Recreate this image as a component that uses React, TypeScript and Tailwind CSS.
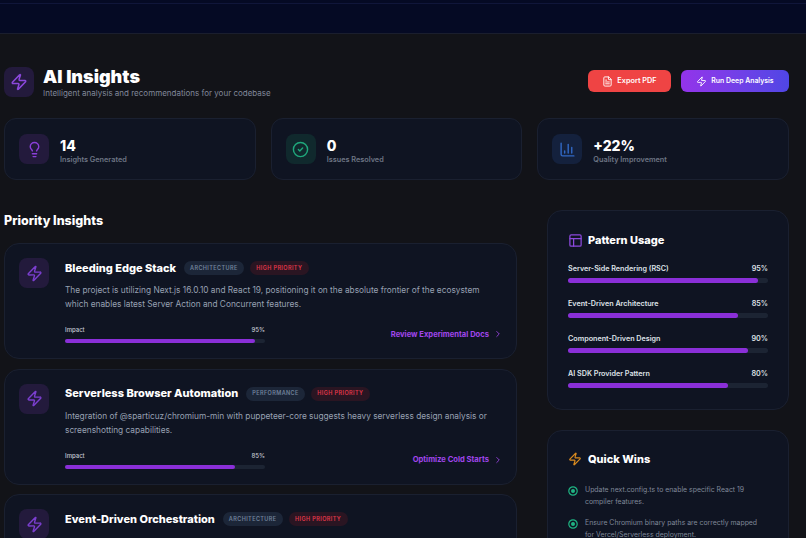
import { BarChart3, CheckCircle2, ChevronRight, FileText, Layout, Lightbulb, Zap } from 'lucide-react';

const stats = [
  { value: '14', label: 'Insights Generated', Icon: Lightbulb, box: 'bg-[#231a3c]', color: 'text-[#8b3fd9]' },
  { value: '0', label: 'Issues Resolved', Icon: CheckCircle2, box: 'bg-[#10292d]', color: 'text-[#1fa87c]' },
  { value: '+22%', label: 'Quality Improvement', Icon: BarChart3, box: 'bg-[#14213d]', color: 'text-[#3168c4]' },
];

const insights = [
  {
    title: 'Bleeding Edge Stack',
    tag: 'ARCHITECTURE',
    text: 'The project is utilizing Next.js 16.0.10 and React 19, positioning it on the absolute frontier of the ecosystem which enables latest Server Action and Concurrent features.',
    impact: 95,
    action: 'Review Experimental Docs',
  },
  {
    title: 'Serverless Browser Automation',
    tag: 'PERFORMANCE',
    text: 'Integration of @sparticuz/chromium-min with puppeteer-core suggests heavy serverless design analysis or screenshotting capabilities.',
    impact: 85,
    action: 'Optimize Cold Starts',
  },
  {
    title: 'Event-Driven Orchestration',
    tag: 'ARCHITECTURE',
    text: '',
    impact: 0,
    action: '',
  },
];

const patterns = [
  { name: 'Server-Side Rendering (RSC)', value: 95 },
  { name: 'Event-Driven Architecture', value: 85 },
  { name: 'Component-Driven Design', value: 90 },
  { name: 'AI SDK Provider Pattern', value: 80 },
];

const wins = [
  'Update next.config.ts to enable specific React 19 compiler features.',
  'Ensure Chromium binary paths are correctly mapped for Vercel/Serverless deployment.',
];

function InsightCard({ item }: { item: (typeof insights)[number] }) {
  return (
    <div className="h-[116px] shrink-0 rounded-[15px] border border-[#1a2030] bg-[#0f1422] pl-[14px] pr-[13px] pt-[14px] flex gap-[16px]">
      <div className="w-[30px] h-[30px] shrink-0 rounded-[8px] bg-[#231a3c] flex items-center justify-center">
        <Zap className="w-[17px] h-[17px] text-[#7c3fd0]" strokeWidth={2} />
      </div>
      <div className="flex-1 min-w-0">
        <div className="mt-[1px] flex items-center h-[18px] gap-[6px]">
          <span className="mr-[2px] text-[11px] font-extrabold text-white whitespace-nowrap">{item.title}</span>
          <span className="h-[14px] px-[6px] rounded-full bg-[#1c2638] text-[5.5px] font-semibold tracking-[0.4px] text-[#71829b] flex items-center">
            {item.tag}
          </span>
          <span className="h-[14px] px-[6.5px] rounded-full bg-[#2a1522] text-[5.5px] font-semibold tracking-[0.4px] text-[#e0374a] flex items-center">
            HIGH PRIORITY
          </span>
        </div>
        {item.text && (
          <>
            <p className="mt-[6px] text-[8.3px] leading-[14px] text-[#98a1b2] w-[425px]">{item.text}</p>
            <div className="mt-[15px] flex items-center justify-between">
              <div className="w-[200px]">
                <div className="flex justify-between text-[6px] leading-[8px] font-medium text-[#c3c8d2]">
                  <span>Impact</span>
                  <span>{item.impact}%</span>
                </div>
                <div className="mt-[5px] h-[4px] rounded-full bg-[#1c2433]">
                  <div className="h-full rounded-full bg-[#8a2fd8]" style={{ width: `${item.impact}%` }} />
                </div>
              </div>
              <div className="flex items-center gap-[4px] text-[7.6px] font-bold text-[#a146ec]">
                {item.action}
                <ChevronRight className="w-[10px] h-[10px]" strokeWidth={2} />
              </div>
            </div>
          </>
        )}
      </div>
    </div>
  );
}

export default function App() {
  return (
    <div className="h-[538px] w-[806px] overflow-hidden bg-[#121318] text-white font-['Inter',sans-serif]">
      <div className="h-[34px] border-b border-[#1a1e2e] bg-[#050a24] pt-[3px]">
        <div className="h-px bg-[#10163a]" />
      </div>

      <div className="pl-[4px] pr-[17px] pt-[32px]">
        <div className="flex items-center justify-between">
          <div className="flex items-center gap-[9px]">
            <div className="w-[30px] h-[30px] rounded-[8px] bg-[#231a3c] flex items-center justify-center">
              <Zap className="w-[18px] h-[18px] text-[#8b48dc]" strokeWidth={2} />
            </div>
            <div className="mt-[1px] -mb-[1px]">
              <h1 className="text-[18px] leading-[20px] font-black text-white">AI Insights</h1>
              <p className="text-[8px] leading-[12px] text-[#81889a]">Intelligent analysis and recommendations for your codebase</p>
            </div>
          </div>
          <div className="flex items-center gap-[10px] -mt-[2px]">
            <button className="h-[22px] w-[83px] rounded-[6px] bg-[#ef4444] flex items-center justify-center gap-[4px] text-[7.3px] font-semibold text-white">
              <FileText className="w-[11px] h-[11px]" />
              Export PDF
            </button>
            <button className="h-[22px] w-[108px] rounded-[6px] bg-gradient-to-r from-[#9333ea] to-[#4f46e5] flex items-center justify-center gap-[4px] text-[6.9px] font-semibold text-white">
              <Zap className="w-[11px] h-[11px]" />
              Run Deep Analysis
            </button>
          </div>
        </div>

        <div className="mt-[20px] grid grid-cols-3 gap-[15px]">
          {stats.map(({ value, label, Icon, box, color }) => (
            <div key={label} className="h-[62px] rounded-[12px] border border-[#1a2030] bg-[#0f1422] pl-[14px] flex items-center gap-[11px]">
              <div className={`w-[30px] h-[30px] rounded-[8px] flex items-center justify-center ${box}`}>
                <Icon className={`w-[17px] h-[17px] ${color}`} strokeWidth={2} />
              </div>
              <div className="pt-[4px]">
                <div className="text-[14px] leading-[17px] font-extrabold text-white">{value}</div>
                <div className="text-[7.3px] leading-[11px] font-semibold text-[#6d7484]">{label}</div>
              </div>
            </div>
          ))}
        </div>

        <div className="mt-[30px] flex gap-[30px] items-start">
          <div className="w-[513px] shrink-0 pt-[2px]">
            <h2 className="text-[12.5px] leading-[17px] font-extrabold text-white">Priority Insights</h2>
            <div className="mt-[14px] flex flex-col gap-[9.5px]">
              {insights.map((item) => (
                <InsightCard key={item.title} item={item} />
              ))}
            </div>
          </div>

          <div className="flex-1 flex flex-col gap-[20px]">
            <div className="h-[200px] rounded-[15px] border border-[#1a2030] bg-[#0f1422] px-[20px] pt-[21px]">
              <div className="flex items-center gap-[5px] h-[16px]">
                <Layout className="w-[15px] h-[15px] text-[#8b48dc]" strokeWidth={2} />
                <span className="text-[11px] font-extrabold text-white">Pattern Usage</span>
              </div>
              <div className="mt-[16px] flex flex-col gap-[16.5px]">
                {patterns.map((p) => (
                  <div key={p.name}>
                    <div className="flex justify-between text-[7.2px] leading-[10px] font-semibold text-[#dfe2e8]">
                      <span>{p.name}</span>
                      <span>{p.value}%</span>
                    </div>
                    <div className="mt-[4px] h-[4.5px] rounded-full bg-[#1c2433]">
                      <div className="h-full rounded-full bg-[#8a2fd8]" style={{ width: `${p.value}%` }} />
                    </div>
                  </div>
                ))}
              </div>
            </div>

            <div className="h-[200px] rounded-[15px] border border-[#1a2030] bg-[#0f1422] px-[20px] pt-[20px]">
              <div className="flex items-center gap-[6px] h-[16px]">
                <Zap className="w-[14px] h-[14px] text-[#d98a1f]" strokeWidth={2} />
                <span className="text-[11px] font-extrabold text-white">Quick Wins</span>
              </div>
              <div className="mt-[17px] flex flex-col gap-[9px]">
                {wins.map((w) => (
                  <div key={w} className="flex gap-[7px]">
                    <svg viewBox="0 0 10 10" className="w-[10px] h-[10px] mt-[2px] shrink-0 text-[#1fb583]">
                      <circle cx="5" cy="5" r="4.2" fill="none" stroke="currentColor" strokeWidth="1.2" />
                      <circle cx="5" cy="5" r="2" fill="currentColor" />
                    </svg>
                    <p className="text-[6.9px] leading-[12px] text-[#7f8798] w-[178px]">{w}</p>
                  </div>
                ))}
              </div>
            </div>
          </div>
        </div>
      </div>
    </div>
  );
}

++++++++++++++++++++

• _What you need to do_
Skip the pictures and restate exactly the lines from the beginning of the listing to the line with "Layout, Lightbulb, Zap", that line included.

• _Expected answer_
Recreate this image as a component that uses React, TypeScript and Tailwind CSS.
import { BarChart3, CheckCircle2, ChevronRight, FileText, Layout, Lightbulb, Zap } from 'lucide-react';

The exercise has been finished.